Il mondo ha scoperto il modello di sviluppo dell’India soltanto negli ultimi anni, anche se l’economia indiana è cresciuta a un tasso medio annuo del 6 per cento nel periodo compreso tra il 1980 e il 2002, e del 7,5 per cento nei quattro anni successivi, mostrando di essere uno dei migliori modelli di sviluppo del pianeta dell’ultimo quarto di secolo. Negli scorsi vent’anni la classe media indiana (250 milioni di persone) ha più che quadruplicato il potere d’acquisto e il reddito pro capite è passato dai 1.178 dollari americani del 1980 agli attuali 3.015.
Il modello indiano è diverso da quello cinese, dal momento che non si basa sull’export di prodotti a basso costo e a forte utilizzo di manodopera, ma sulla crescita del mercato domestico, sui consumi interni più che sugli investimenti, sui servizi più che sull’industria e sull’high-tech più che sui manufatti di medio e di basso livello. Il cinquanta per cento della popolazione è sotto i venticinque anni, e questo dato conferma l’espansione dei consumi. Il risultato di questi tipi di sviluppo ha sensibilmente diminuito la disuguaglianza dei redditi più che in altri Paesi: infatti, l’indice che misura la disuguaglianza, su una scala da uno a cento, è pari a 33 per l’India, contro 41 per gli Stati Uniti, 45 per la Cina e 59 per il Brasile.

L’India è un Paese democratico con un sistema giudiziario ispirato a quello britannico, che garantisce, ad esempio, la libertà di stampa, al contrario di quanto accade in Cina. La popolazione è alfabetizzata al 65 per cento in lingua inglese, e in alcuni Stati come Kerala al 91 per cento, Mizoram all’88 per cento e Delhi all’82 per cento. Questo straordinario Paese ha migliorato la propria competitività in maniera considerevole a partire dal 1991: si è assistito a una grande rivoluzione nelle telecomunicazioni, sono sensibilmente diminuiti i tassi di interesse, il capitale è abbondante (sebbene i manager di banche statali, restii nei confronti del rischio, si rifiutino di concedere prestiti ai piccoli imprenditori), sono stati migliorati i porti e le autostrade, e il mercato delle proprietà immobiliari sta diventando trasparente.
Più di cento società indiane hanno una capitalizzazione di mercato superiore a un miliardo di dollari, e alcune di queste, comprese Jet Airways, Bharat Forge, Infosys Technologies, Reliance Infocomm, Tata Motors e Wipro Technologies, stanno diventando marchi competitivi a livello globale. Alla Borsa di Nuova Delhi gli stranieri hanno realizzato investimenti in più di mille società. Su cinquecento aziende, centoventicinque hanno centri di ricerca in India. L’industria high-tech è decollata, e tutti questi mutamenti hanno regolamentato il settore bancario.

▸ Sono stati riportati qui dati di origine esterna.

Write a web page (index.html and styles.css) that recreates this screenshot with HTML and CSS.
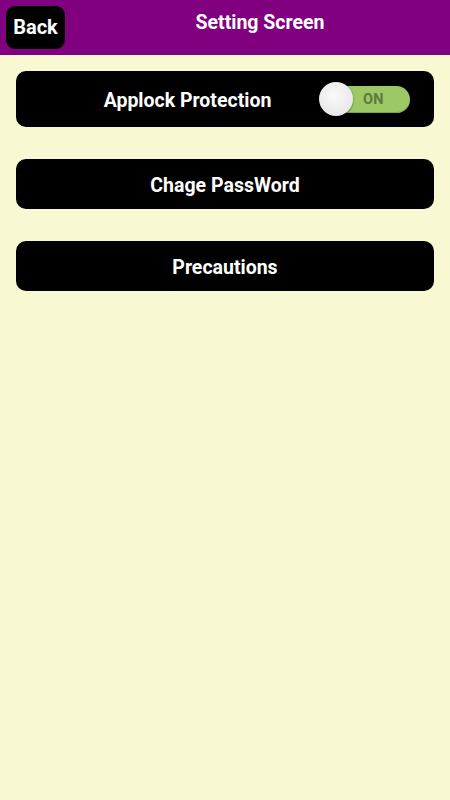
FILE: index.html
```html
<!DOCTYPE html>
<html lang="en">
<head>
    <meta charset="UTF-8">
    <meta name="viewport" content="width=device-width, initial-scale=1.0">
    <title>Setting Screen</title>
    <link rel="stylesheet" href="styles.css">
</head>
<body>

<div class="topbar">
    <button class="back-btn">Back</button>
    <div class="title">Setting Screen</div>
</div>

<div class="content">
    <div class="row row-toggle">
        <span class="row-label">Applock Protection</span>
        <div class="switch">
            <span class="switch-text">ON</span>
            <span class="knob"></span>
        </div>
    </div>

    <button class="row">Chage PassWord</button>

    <button class="row">Precautions</button>
</div>

</body>
</html>
```

FILE: styles.css
```css
html, body { height: 100%; }
body {
    margin: 0;
    background-color: #f8f8d2;
    font-family: Roboto, "Liberation Sans", sans-serif;
    font-weight: bold;
    color: #fff;
}
.topbar {
    height: 55px;
    background-color: #800080;
    display: flex;
    align-items: center;
    padding: 0 6px;
    box-sizing: border-box;
}
.back-btn {
    width: 59px;
    height: 43px;
    background-color: #000;
    color: #fff;
    border: none;
    border-radius: 9px;
    font-family: inherit;
    font-weight: bold;
    font-size: 20px;
    padding: 0;
    margin-top: -1px;
}
.title {
    flex: 1;
    text-align: center;
    font-size: 19.5px;
    margin-top: -10px;
    padding-left: 11px;
}
.content {
    padding: 16px 16px 0;
    display: flex;
    flex-direction: column;
}
.row {
    background-color: #000;
    color: #fff;
    border: none;
    border-radius: 10px;
    height: 50px;
    font-family: inherit;
    font-weight: bold;
    font-size: 19.5px;
    padding: 2px 0 0;
    margin-bottom: 32px;
    width: 100%;
}
.row-toggle {
    height: 56px;
    display: flex;
    align-items: center;
    justify-content: center;
    position: relative;
    margin-bottom: 32px;
    box-sizing: border-box;
}
.row-label { margin-left: -75px; }
.switch {
    position: absolute;
    left: 304px;
    top: 15px;
    width: 90px;
    height: 27px;
    border-radius: 14px;
    background-color: #9cc866;
    box-shadow: inset 0 -1px 0 #7ea54e;
}
.switch-text {
    position: absolute;
    left: 43px;
    top: 5px;
    font-size: 14.5px;
    letter-spacing: 0.3px;
    color: #5b7a3c;
}
.knob {
    position: absolute;
    left: -1px;
    top: -4px;
    width: 34px;
    height: 34px;
    border-radius: 50%;
    background: radial-gradient(circle at 45% 40%, #fafafa 0%, #e8e8e8 70%, #cfcfcf 100%);
    box-shadow: 0 1px 2px rgba(0,0,0,0.5);
}
```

I prestiti svantaggiosi attualmente rappresentano meno del 2 per cento del totale dei prestiti (in Cina il valore è al 20 per cento), anche se le mediocri banche statali indiane sono ancora abbastanza lontane dall’essere privatizzate. Allo stato attuale, la crescita viene guidata dai servizi e dai consumi interni: i consumi contano per il 64 per cento del Prodotto interno lordo indiano, mentre per l’Europa si parla del 58 per cento, per il Giappone del 55 per cento e per la Cina del 42 per cento. Secondo l’economista Stephen Roach, di Morgan Stanley, «in India l’approccio alla crescita dei consumi può essere meglio bilanciato rispetto al modello cinese, che è basato sulla mobilizzazione delle risorse».